▶ **Instructions to follow**
Provide the count of lines that hold "with" and no other output.

▶ **Information provided**
──────

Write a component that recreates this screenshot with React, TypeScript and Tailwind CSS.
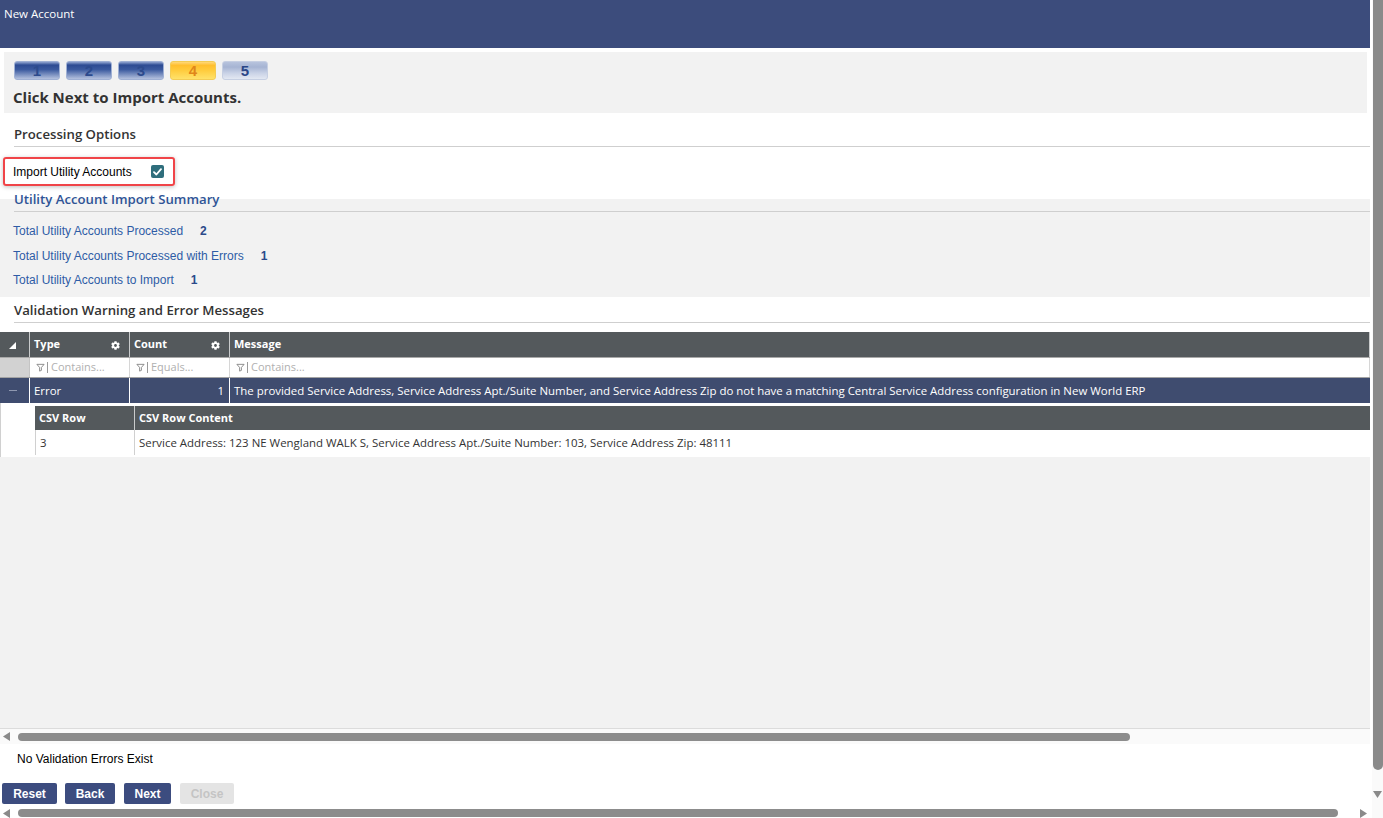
import { FaCog } from "react-icons/fa";

const seg = "font-['Open_Sans','Noto_Sans',sans-serif]";
const arial = "font-['Liberation_Sans',Arial,sans-serif]";

function StepButton({ n, state }: { n: number; state: "done" | "active" | "todo" }) {
  const bg =
    state === "done"
      ? "bg-[linear-gradient(to_bottom,#8ea3d0_0%,#2d4b93_18%,#3b5a9f_45%,#b4c1de_100%)] border-[#9fb0d4] text-[#2c4a8d]"
      : state === "active"
        ? "bg-[linear-gradient(to_bottom,#ffd87a_0%,#ffbf2e_20%,#ffcc3e_50%,#ffe26a_100%)] border-[#f3cc55] text-[#e0861a]"
        : "bg-[linear-gradient(to_bottom,#b7c3dd_0%,#a6b4d3_30%,#c9d2e6_65%,#e3e8f2_100%)] border-[#c6cfe2] text-[#2a4687]";
  return (
    <div
      className={`w-[46px] h-[19px] rounded-[3px] border flex items-end justify-center ${bg} ${arial} text-[15px] font-bold leading-[17px]`}
    >
      {n}
    </div>
  );
}

function Funnel() {
  return (
    <svg width="9" height="9" viewBox="0 0 10 10" className="shrink-0">
      <path d="M1 1.5h8L6 5v3.2L4 9V5z" fill="none" stroke="#777" strokeWidth="0.9" strokeLinejoin="round" />
    </svg>
  );
}

function FilterCell({ text, w }: { text: string; w: string }) {
  return (
    <div className={`${w} h-full border-r border-[#d6d6d6] flex items-center pl-[6px] gap-[2px]`}>
      <Funnel />
      <span className="w-px h-[11px] bg-[#9a9a9a]" />
      <span className={`${seg} text-[11px] text-[#b0b0b0] ml-[1px]`}>{text}</span>
    </div>
  );
}

function HeadCell({ label, w, gear }: { label: string; w: string; gear?: boolean }) {
  return (
    <div className={`${w} h-full border-r border-[#c9cbcc] flex items-start justify-between pl-[4px] pr-[9px] pt-[5px]`}>
      <span className={`${seg} text-[11px] font-bold text-white leading-[14px]`}>{label}</span>
      {gear && <FaCog className="text-white mt-[4px]" size={9} />}
    </div>
  );
}

function SummaryRow({ label, value }: { label: string; value: number }) {
  return (
    <div className={`flex items-center h-[16px] ${arial} text-[12px]`}>
      <span className="text-[#2e5ca6]">{label}</span>
      <span className="ml-[17px] font-bold text-[#2b4a8a]">{value}</span>
    </div>
  );
}

function ActionButton({ label, w, disabled }: { label: string; w: string; disabled?: boolean }) {
  return (
    <button
      type="button"
      className={`${w} h-[21px] rounded-[2px] ${arial} text-[12px] font-bold ${
        disabled ? "bg-[#e4e4e4] text-[#c4c4c4]" : "bg-[#3c4c7f] text-white"
      }`}
    >
      {label}
    </button>
  );
}

export default function App() {
  return (
    <div className="w-[1383px] h-[818px] overflow-hidden bg-white flex">
      <div className="w-[1372px] h-full flex flex-col">
        {/* title bar */}
        <div className="w-[1370px] h-[48px] shrink-0 bg-[#3c4c7c] pl-[4px] pt-[6px]">
          <div className={`${seg} text-[11.5px] leading-[16px] text-white`}>New Account</div>
        </div>

        {/* wizard steps */}
        <div className="ml-[4px] mt-[4px] w-[1363px] h-[61px] shrink-0 bg-[#f2f2f2] pl-[10px] pt-[9px]">
          <div className="flex gap-[6px]">
            <StepButton n={1} state="done" />
            <StepButton n={2} state="done" />
            <StepButton n={3} state="done" />
            <StepButton n={4} state="active" />
            <StepButton n={5} state="todo" />
          </div>
          <div className={`${seg} mt-[7px] -ml-[1px] text-[15px] font-bold text-[#333] leading-[20px]`}>
            Click Next to Import Accounts.
          </div>
        </div>

        {/* processing options */}
        <div className="ml-[14px] w-[1356px] mt-[11px] pb-[2px] border-b border-[#cfcfcf] shrink-0">
          <div className={`${seg} text-[13.2px] font-semibold text-[#333] leading-[20px]`}>Processing Options</div>
        </div>
        <div className="ml-[3px] mt-[10px] w-[172px] h-[29px] shrink-0 border-2 border-[#f04448] rounded-[3px] shadow-[0_1px_4px_rgba(0,0,0,0.25)] flex items-center pl-[8px]">
          <span className={`${arial} text-[12px] text-black`}>Import Utility Accounts</span>
          <span className="ml-[19px] w-[13px] h-[13px] rounded-[2px] bg-[#2f6e7c] flex items-center justify-center">
            <svg width="9" height="8" viewBox="0 0 9 8">
              <path d="M1 4.2 3.4 6.5 8 1.2" fill="none" stroke="white" strokeWidth="1.8" strokeLinecap="round" strokeLinejoin="round" />
            </svg>
          </span>
        </div>

        {/* summary */}
        <div className="mt-[13px] w-[1370px] h-[98px] shrink-0 bg-[#f2f2f2]">
          <div className="ml-[14px] -mt-[8px] pb-[4px] border-b border-[#cfcfcf]">
            <div className={`${seg} text-[13.2px] font-semibold text-[#2f5496] leading-[16px]`}>
              Utility Account Import Summary
            </div>
          </div>
          <div className="ml-[13px] mt-[11px] flex flex-col gap-[8.5px]">
            <SummaryRow label="Total Utility Accounts Processed" value={2} />
            <SummaryRow label="Total Utility Accounts Processed with Errors" value={1} />
            <SummaryRow label="Total Utility Accounts to Import" value={1} />
          </div>
        </div>

        {/* validation */}
        <div className="ml-[14px] w-[1356px] mt-[5px] pb-[4px] border-b border-[#cfcfcf] shrink-0">
          <div className={`${seg} text-[13.2px] font-semibold text-[#333] leading-[16px]`}>
            Validation Warning and Error Messages
          </div>
        </div>

        {/* grid */}
        <div className="mt-[9px] w-[1370px] shrink-0">
          <div className="h-[26px] bg-[#54595c] flex border-b border-[#a9a9a9]">
            <div className="w-[30px] h-full border-r border-[#c9cbcc] flex items-start pl-[9px] pt-[10px]">
              <svg width="7" height="7" viewBox="0 0 7 7">
                <polygon points="0,7 7,7 7,0" fill="white" />
              </svg>
            </div>
            <HeadCell label="Type" w="w-[100px]" gear />
            <HeadCell label="Count" w="w-[100px]" gear />
            <HeadCell label="Message" w="flex-1" />
          </div>
          <div className="h-[20px] flex bg-white border-b border-[#a3a3a3]">
            <div className="w-[30px] h-full bg-[#d2d2d2] border-r border-[#c4c4c4]" />
            <FilterCell text="Contains..." w="w-[100px]" />
            <FilterCell text="Equals..." w="w-[100px]" />
            <FilterCell text="Contains..." w="flex-1" />
          </div>
          <div className={`h-[25px] flex bg-[#3f4c6f] text-white ${seg} text-[11.45px]`}>
            <div className="w-[30px] h-full border-r border-white flex items-center pl-[9px]">
              <span className="w-[8px] h-px bg-[#8f98b0]" />
            </div>
            <div className="w-[100px] h-full border-r border-white flex items-center pl-[4px]">Error</div>
            <div className="w-[100px] h-full border-r border-white flex items-center justify-end pr-[5px]">1</div>
            <div className="flex-1 h-full flex items-center pl-[4px] whitespace-nowrap">
              The provided Service Address, Service Address Apt./Suite Number, and Service Address Zip do not have a
              matching Central Service Address configuration in New World ERP
            </div>
          </div>
          <div className="flex bg-white border-l border-[#d0d0d0] pt-[3px] pb-[2px]">
            <div className="w-[34px]" />
            <div className="flex-1">
              <div className="h-[24px] bg-[#54595c] flex">
                <div className={`w-[100px] h-full border-r border-[#c9cbcc] flex items-center pl-[4px] ${seg} text-[11px] font-bold text-white`}>
                  CSV Row
                </div>
                <div className={`flex-1 h-full flex items-center pl-[4px] ${seg} text-[11px] font-bold text-white`}>
                  CSV Row Content
                </div>
              </div>
              <div className={`h-[25px] flex ${seg} text-[11.45px] text-[#333]`}>
                <div className="w-[100px] h-full border-l border-r border-[#d0d0d0] flex items-center pl-[4px]">3</div>
                <div className="flex-1 h-full flex items-center pl-[4px] whitespace-nowrap">
                  Service Address: 123 NE Wengland WALK S, Service Address Apt./Suite Number: 103, Service Address Zip: 48111
                </div>
              </div>
            </div>
          </div>
        </div>

        {/* empty grid area */}
        <div className="flex-1 w-[1370px] bg-[#f2f2f2] border-b border-[#dcdcdc]" />
        <div className="w-[1370px] h-[15px] shrink-0 bg-[#fafafa] flex items-center">
          <svg width="7" height="9" viewBox="0 0 7 9" className="ml-[3px]">
            <polygon points="7,0 7,9 0,4.5" fill="#8a8a8a" />
          </svg>
          <div className="ml-[8px] w-[1112px] h-[8px] rounded-full bg-[#8c8c8c]" />
        </div>

        {/* footer */}
        <div className={`h-[29px] shrink-0 pl-[17px] flex items-center ${arial} text-[12px] text-black`}>
          No Validation Errors Exist
        </div>
        <div className="flex pl-[2px] mt-[10px] gap-[8px] shrink-0">
          <ActionButton label="Reset" w="w-[55px]" />
          <ActionButton label="Back" w="w-[50px]" />
          <ActionButton label="Next" w="w-[47px] ml-[1px]" />
          <ActionButton label="Close" w="w-[54px] ml-[1px]" disabled />
        </div>

        {/* page horizontal scrollbar */}
        <div className="h-[10px] shrink-0 mt-[4px] flex items-center">
          <svg width="7" height="9" viewBox="0 0 7 9" className="ml-[3px]">
            <polygon points="7,0 7,9 0,4.5" fill="#8a8a8a" />
          </svg>
          <div className="ml-[8px] w-[1320px] h-[8px] rounded-full bg-[#8c8c8c]" />
          <svg width="7" height="9" viewBox="0 0 7 9" className="ml-[22px]">
            <polygon points="0,0 0,9 7,4.5" fill="#8a8a8a" />
          </svg>
        </div>
      </div>

      {/* page vertical scrollbar */}
      <div className="w-[11px] h-full bg-[#fafafa] flex flex-col items-center">
        <div className="w-[10px] h-[770px] rounded-b-full bg-[#8a8a8a]" />
        <svg width="9" height="7" viewBox="0 0 9 7" className="mt-[21px]">
          <polygon points="0,0 9,0 4.5,7" fill="#8a8a8a" />
        </svg>
      </div>
    </div>
  );
}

──────

▶ **Result**
2